Indiana’s only life sciences seed-stage fund has invested $250,000 in FlowCo, a local company that’s developing a device that helps size and deliver stents more accurately. The company will use the money to create a human-use prototype for clinical trials scheduled to take place by next summer.
The device, developed by a biomedical engineer from Indianapolis, IN, is called LumenRECON. It’s a catheter-based device that uses electricity to size the cross-section of a blood vessel. Four very small electrical wires are mounted on the exterior of any standard catheter and inserted into the blood vessel. Electrical currents are sent to the electrodes which give the cardiologist a digital output of the measurement for the blood vessel’s cross-sectional area digitally in real-time.
More than 1.5 million Americans undergo coronary stent procedures each year. But currently, the routine catheter used to deploy the stent does not have a precise method for determining exact placement or a definitive measurement of the circumference of the artery for stent sizing. Error in placement or sizing can lead to poor outcomes, including higher rates of restenosis and increased risk of thrombosis.
“This device provides doctors with a lumen map — an immediate, digital reading — to help them be more precise in the placement and sizing of stents,” said Dr. Ghassan Kassab, the inventor of LumenRECON and founder and president of FlowCo. “This should result in shorter, and safer procedures.”

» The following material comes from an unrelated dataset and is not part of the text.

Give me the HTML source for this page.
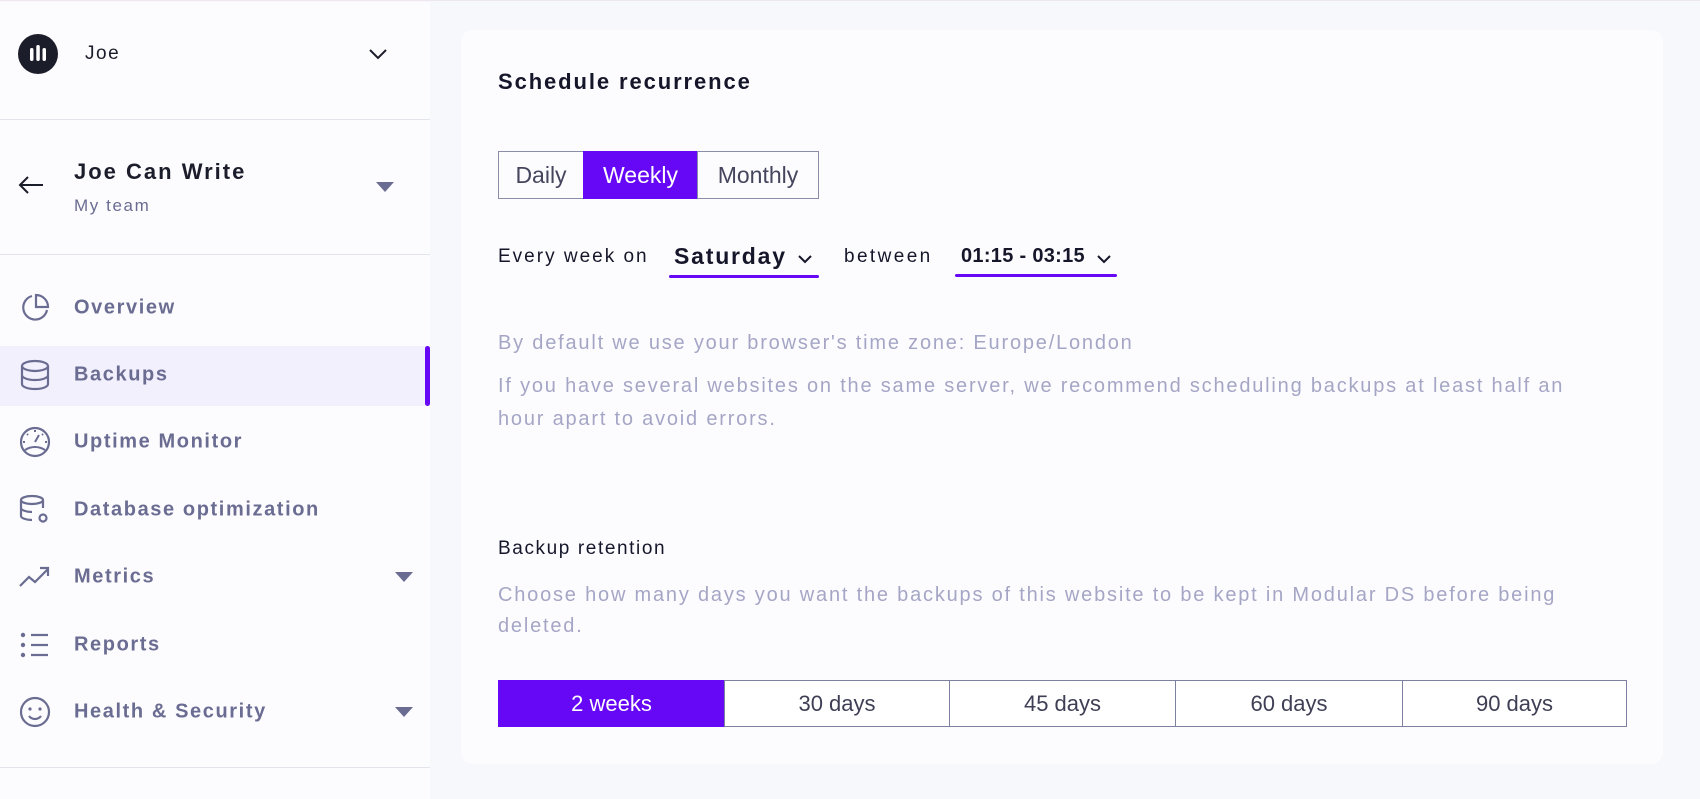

The LumenRECON device can also be used to determine the exact size to which a balloon should be inflated during stent insertion into the blood vessel: The LumenRECON, a balloon, and a collapsed stent are advanced toward the site and the balloon is then inflated to the correct size by using the digital measurement from the previous LumenRECON electrode readings. The stent stays in place, the balloon is deflated and the catheter is removed.
The $250,000 investment came from BioCrossroads’ $6 million Indiana Seed Fund I. BioCrossroads is a public-private initiative formed to grow Indiana’s life sciences sector. The Seed Fund, launched in June 2005, provides working capital in the range of $50,000-$500,000 to promising Indiana life sciences companies at the preliminary stages of operation.